The U.S. effort to get foreign forces out of Lebanon is running out of time, and unless Syria eases opposition to a withdrawal agreement by the end of July, the administration probably will be unable to prevent Israel from pulling forces back to new positions in southern Lebanon, according to informed sources.

The U.S. campaign to coax Syria toward greater flexibility is tied to that time frame by the scheduled visits here of Lebanese President Amin Gemayel on July 22 and Israeli Prime Minister Menachem Begin on July 27, they said.

Begin will arrive under increasing pressure at home to redeploy the about 20,000 Israeli troops in Lebanon so as to lessen the risk of casualties from terrorist ambushes. Despite Israeli denials that a pullback has been decided, the sources said that David Kimche, director general of the Israeli foreign ministry, began to lay the groundwork for such a move in talks here last week.

Kimche is understood to have said that Israel will give the administration more time to try to convince Syrian President Hafez Assad to cooperate with the Israeli-Lebanese peace accord worked out by Secretary of State George P. Shultz last month. Under the agreement, Israel will not pull its troops out of Lebanon unless there is simultaneous withdrawal by Syrian forces and Palestine Liberation Organization units in Lebanon under Syrian protection.

However, if President Reagan is unable to show some evidence of Syrian flexibility when he meets Begin, the sources believe that Israel will insist it can wait no longer. Although Kimche is known to have said that Israel will consult the United States and Lebanon before any military redeployment, both Washington and Beirut fear that a unilateral Israeli move would have serious consequences for efforts to end the Lebanon crisis.

The sources said that at a meeting with Shultz yesterday, Gemayel's national security adviser, Wadi Haddad, expressed concern that an Israeli retrenchment would stiffen Syria's resistance to a withdrawal. That, in turn, would raise the threat of a permanent partition of Lebanon, with the Israelis occupying a security buffer zone in the south and the Syrians and the PLO controlling the eastern part of the country. That would effectively scuttle the Lebanese-Israeli withdrawal accord and undermine the efforts of the Gemayel government to assert authority over the divided country.

An Israeli pullback also would leave a void of authority in central Lebanon that could lead to a new outbreak of unchecked civil war between feuding Moslem and Christian factions.

But, while the administration shares these concerns, U.S. officials say there is little they can do to put pressure on Syria in the coming month. In fact, the officials concede, the United States still does not have a clear idea of whether Syria is unalterably opposed to a withdrawal agreement or is stalling in hopes of getting more leverage for concessions from Lebanon and Israel.

There has been increasing speculation that Shultz, who leaves this week for Asia, will stop in Damascus en route home in early July to meet with Assad. Some White House officials are understood to believe that efforts to arrange such a trip should be given top priority, even if the results are only symbolic.

However, State Department officials, while not ruling out the possibility, say that Shultz opposes the idea unless there are clear indications in advance that he could accomplish something concrete.
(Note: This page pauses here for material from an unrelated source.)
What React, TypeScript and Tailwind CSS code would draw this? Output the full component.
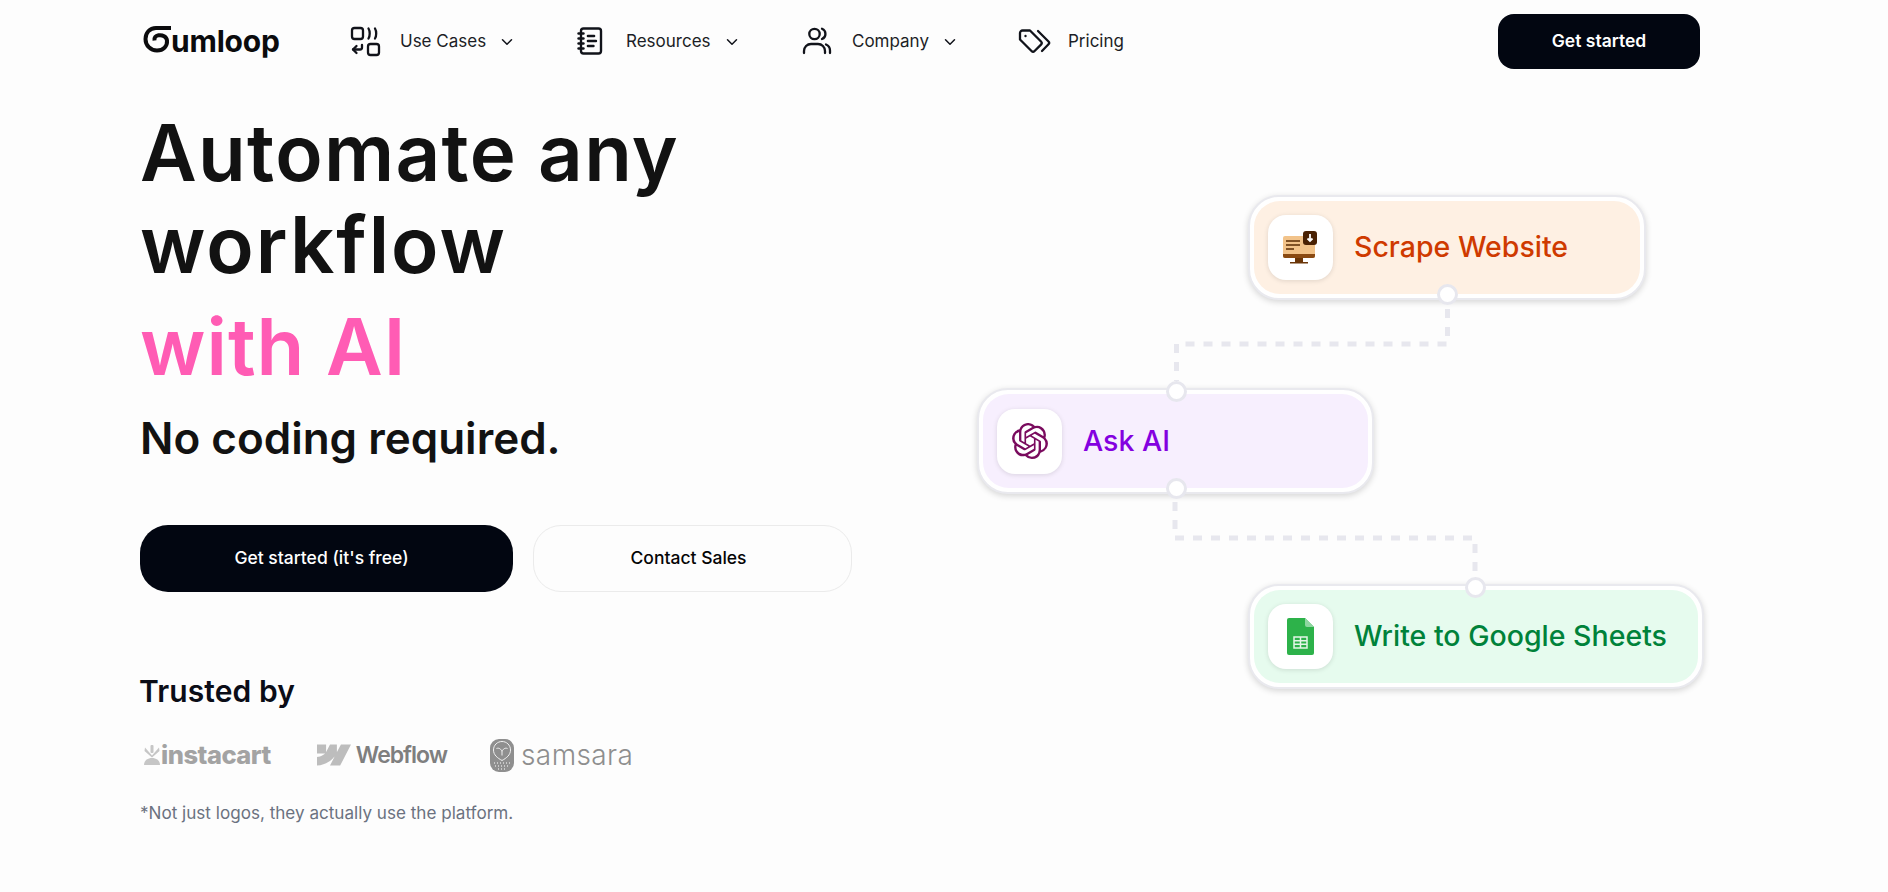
import { ChevronDown, NotebookText } from "lucide-react";
import { SiOpenai, SiWebflow } from "react-icons/si";

const UseCasesIcon = () => (
    <svg width="31" height="31" viewBox="0 0 31 31" fill="none" stroke="#11131a" strokeWidth="2.3" strokeLinecap="round" strokeLinejoin="round">
        <rect x="2" y="2" width="11" height="11" rx="2.5" />
        <path d="M18.500 2.500c1.600 2.600 1.600 7.400 0 10" />
        <path d="M25 2.500c1.600 2.600 1.600 7.400 0 10" />
        <rect x="18" y="18" width="11" height="11" rx="2.500" />
        <path d="M12 19v2.500a2 2 0 0 1-2 2H3" />
        <path d="M6.500 20 3 23.500 6.500 27" />
    </svg>
);

const CompanyIcon = () => (
    <svg width="30" height="30" viewBox="0 0 30 30" fill="none" stroke="#11131a" strokeWidth="2.3" strokeLinecap="round">
        <circle cx="12.500" cy="8" r="5.200" />
        <path d="M20 2.800a5.500 5.500 0 0 1 0 10.200" />
        <path d="M2 27v-2a7 7 0 0 1 7-7h7a7 7 0 0 1 7 7v2" />
        <path d="M24 18.500c2.500 1 4 3.400 4 6V27" />
    </svg>
);

const PricingIcon = () => (
    <svg width="34" height="24" viewBox="0 0 34 24" fill="none" stroke="#11131a" strokeWidth="2.300" strokeLinecap="round" strokeLinejoin="round">
        <path d="M2 4a2.500 2.500 0 0 1 2.500-2.500H12L23 12.500a2.200 2.200 0 0 1 0 3.100l-6.400 6.400a2.200 2.200 0 0 1-3.100 0L2 10.500z" />
        <circle cx="7.500" cy="7" r="1.200" fill="#11131a" stroke="none" />
        <path d="M20 2 30.500 12.500a2 2 0 0 1 0 2.800L24 22" />
    </svg>
);

const NavItem = ({ icon, label, hasMenu = true, width }: { icon: React.ReactNode; label: string; hasMenu?: boolean; width: string }) => (
    <div className={`flex items-center ${width}`}>
        <div className="flex w-[50px] shrink-0 items-center">{icon}</div>
        <span className="mt-[1px] text-[17px] text-[#1c1e26]">{label}</span>
        {hasMenu && <ChevronDown className="mt-[1px] ml-[12px] size-[18px] text-[#11131a]" strokeWidth={2} />}
    </div>
);

const GumloopLogo = () => (
    <div className="flex w-[207px] shrink-0 items-center">
        <svg width="28" height="28" viewBox="0 0 28 28" fill="none" stroke="#0b0b0d" strokeWidth="4" className="-mt-[5px] shrink-0">
            <path d="M28 3H13C6.500 3 2.500 8 2.500 14c0 6.500 5 11.500 11.500 11.500 6.500 0 10.500-4.500 10-10-.4-4-4.500-5.800-8.500-5.200-3 .5-4.500 2.500-4 5.200" />
        </svg>
        <span className="text-[30px] leading-none font-bold tracking-[-0.2px] text-[#0b0b0d]">umloop</span>
    </div>
);

const MonitorIcon = () => (
    <svg width="36" height="34" viewBox="0 0 36 34">
        <rect x="0" y="5" width="32" height="22" rx="2" fill="#f2c38a" />
        <path d="M0 23h32v2a2 2 0 0 1-2 2H2a2 2 0 0 1-2-2z" fill="#8a4a12" />
        <rect x="12" y="27" width="8" height="4" fill="#6b3608" />
        <rect x="7" y="31" width="18" height="1.500" fill="#6b3608" />
        <path d="M3 10h14M3 14h14M3 18h8" stroke="#5a2c05" strokeWidth="1.500" />
        <rect x="20" y="0" width="14" height="14" rx="3" fill="#4a2204" />
        <path d="M27 3v7M24.500 7.500 27 10l2.500-2.500" stroke="#fff" strokeWidth="1.800" fill="none" />
    </svg>
);

const SheetsIcon = () => (
    <svg width="27" height="37" viewBox="0 0 27 37">
        <path d="M2 0h16l9 9v26a2 2 0 0 1-2 2H2a2 2 0 0 1-2-2V2a2 2 0 0 1 2-2z" fill="#2db24a" />
        <path d="M18 0l9 9h-7a2 2 0 0 1-2-2z" fill="#8ed6a0" />
        <path d="M7 19h13v11H7zM7 22.700h13M7 26.300h13M13.500 19v11" fill="none" stroke="#e4f6e8" strokeWidth="1.500" />
    </svg>
);

const InstacartMark = () => (
    <svg width="16" height="20" viewBox="0 0 16 20" fill="#c6c6c6">
        <rect x="6.500" y="0" width="3" height="8" rx="1" />
        <path d="M1 2.500 8 10.500 15 2.500 15.500 6 8 12.500.5 6z" />
        <path d="M0 20c0-4.500 3.500-7 8-7s8 2.500 8 7z" />
    </svg>
);

const SamsaraMark = () => (
    <svg width="24" height="33" viewBox="0 0 24 33">
        <rect x="0" y="0" width="24" height="33" rx="9" fill="#8f8f8f" />
        <path d="M3.500 11c0-5 4-8.500 8.500-8.500s8.500 3.500 8.500 8.500c0 5-4 8-8.500 10.500C7.500 19 3.500 16 3.500 11z" fill="none" stroke="#f1f1f1" strokeWidth="1" />
        <path d="M6.500 9.500c2.500-1 4.500.5 5.500 3 1-2.500 3-4 5.500-3M12 12.500v4" fill="none" stroke="#f1f1f1" strokeWidth="1" />
        <path d="M4 24h16M5 27h14M8 30h8" stroke="#dcdcdc" strokeWidth="1.300" strokeDasharray="1 2" />
    </svg>
);

const Handle = ({ className }: { className: string }) => (
    <div className={`absolute size-[21px] rounded-full border-[3px] border-[#e7e7ee] bg-white ${className}`} />
);

const FlowNode = ({ className, fill, icon, label, labelColor }: { className: string; fill: string; icon: React.ReactNode; label: string; labelColor: string }) => (
    <div className={`absolute rounded-[31px] border-2 border-[#e9e9ee] bg-white p-[4px] shadow-[0_2px_6px_rgba(0,0,0,0.16)] ${className}`}>
        <div className={`flex h-full items-center rounded-[26px] pl-[14px] ${fill}`}>
            <div className="flex size-[65px] shrink-0 items-center justify-center rounded-[18px] bg-white shadow-[0_1px_5px_rgba(0,0,0,0.12)]">{icon}</div>
            <span className={`ml-[21px] text-[28.500px] font-medium whitespace-nowrap ${labelColor}`}>{label}</span>
        </div>
    </div>
);

export default function App() {
    return (
        <div className="h-[892px] overflow-hidden bg-[#fdfdfd] font-[Inter,sans-serif]">
            {/* Nav */}
            <nav className="flex h-[82px] items-center pr-[188px] pl-[143px]">
                <GumloopLogo />
                <NavItem width="w-[226px]" icon={<UseCasesIcon />} label="Use Cases" />
                <NavItem width="w-[226px]" icon={<NotebookText className="size-[30px] text-[#11131a]" strokeWidth={1.9} />} label="Resources" />
                <NavItem width="w-[216px]" icon={<CompanyIcon />} label="Company" />
                <NavItem width="w-[200px]" icon={<PricingIcon />} label="Pricing" hasMenu={false} />
                <button className="ml-auto h-[55px] w-[202px] rounded-[16px] bg-[#020611] pt-[1px] text-[17.500px] font-semibold text-white">Get started</button>
            </nav>

            <main className="flex">
                {/* Hero copy */}
                <div className="w-[940px] shrink-0 pl-[140px]">
                    <h1 className="mt-[25px] text-[78px] leading-[92px] font-semibold tracking-[1.3px] text-[#121212]">
                        Automate any
                        <br />
                        <span className="tracking-[2px]">workflow</span>
                    </h1>
                    <p className="mt-[10px] text-[78px] leading-[92px] font-semibold tracking-[1px] text-[#ff5cb4]">with AI</p>
                    <p className="mt-[17px] text-[44px] leading-[56px] font-semibold text-[#121212]">No coding required.</p>
                    <div className="mt-[59px] flex gap-[20px]">
                        <button className="h-[67px] w-[373px] rounded-[28px] bg-[#020611] pr-[10px] text-[17.500px] font-medium text-white">Get started (it's free)</button>
                        <button className="h-[67px] w-[319px] rounded-[28px] border border-[#ebebeb] pr-[8px] text-[17.500px] font-medium text-[#050505]">Contact Sales</button>
                    </div>
                    <h2 className="mt-[80px] -ml-[1px] text-[30px] leading-[38px] font-semibold tracking-[0.1px] text-[#0b0d17]">Trusted by</h2>
                    <div className="mt-[27px] flex h-[36px] items-center">
                        <div className="ml-[4px] flex">
                            <InstacartMark />
                        </div>
                        <span className="ml-[1px] text-[25.500px] leading-none font-extrabold tracking-[-0.5px] text-[#a3a3a3]">instacart</span>
                        <SiWebflow className="ml-[46px] size-[34px] text-[#bdbdbd]" />
                        <span className="ml-[5px] text-[23px] leading-none font-semibold tracking-[-1px] text-[#7f7f7f]">Webflow</span>
                        <div className="ml-[43px] flex">
                            <SamsaraMark />
                        </div>
                        <span className="ml-[7px] text-[28px] leading-none font-light tracking-[0.4px] text-[#8e8e8e]">samsara</span>
                    </div>
                    <p className="mt-[27px] text-[17.100px] text-[#6b7280]">*Not just logos, they actually use the platform.</p>
                </div>

                {/* Flow canvas */}
                <div className="relative h-[810px] flex-1">
                    <svg className="absolute inset-0 size-full" fill="none" stroke="#e7e7ee" strokeWidth="5" strokeDasharray="9 9">
                        <path d="M507.500 227V262H236.500V299" />
                        <path d="M235 420V456H535V493" />
                    </svg>
                    <FlowNode
                        className="top-[113px] left-[308px] h-[105px] w-[398px]"
                        fill="bg-[#fef0e3]"
                        icon={<MonitorIcon />}
                        label="Scrape Website"
                        labelColor="text-[#cf3a00]"
                    />
                    <Handle className="top-[202px] left-[497px]" />
                    <FlowNode
                        className="top-[306px] left-[37px] h-[106px] w-[397px]"
                        fill="bg-[#f7effe]"
                        icon={<SiOpenai className="size-[36px] text-[#7a0b5e]" />}
                        label="Ask AI"
                        labelColor="text-[#8400e0]"
                    />
                    <Handle className="top-[299px] left-[226px]" />
                    <Handle className="top-[396px] left-[226px]" />
                    <FlowNode
                        className="top-[502px] left-[308px] h-[105px] w-[456px]"
                        fill="bg-[#e6fbee]"
                        icon={<SheetsIcon />}
                        label="Write to Google Sheets"
                        labelColor="text-[#00823a]"
                    />
                    <Handle className="top-[495px] left-[525px]" />
                </div>
            </main>
        </div>
    );
}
And, these officials stress, the Syrians have given no sign they would be willing to deal with Shultz.

The other principal U.S. option is to try to induce Saudi Arabia, which gives Syria substantial financial support, to make a strong new effort to intervene with Assad. Haddad is understood to have urged that course in talks with Shultz yesterday.

However, in an interview here yesterday, Prince Talal, a brother of Saudi King Fahd, said his country already is working quietly behind the scenes and is doing "the maximum that is possible" to convince the Syrians to be reasonable.

Talal holds no official position in the Saudi government, and it was not clear to what degree he was speaking for the royal family. But the thrust of his message was that the United States must take the lead by establishing a "dialogue" with Syria and that Shultz should go to Damascus because he is the only U.S. official other than Reagan with sufficient stature to deal with Assad.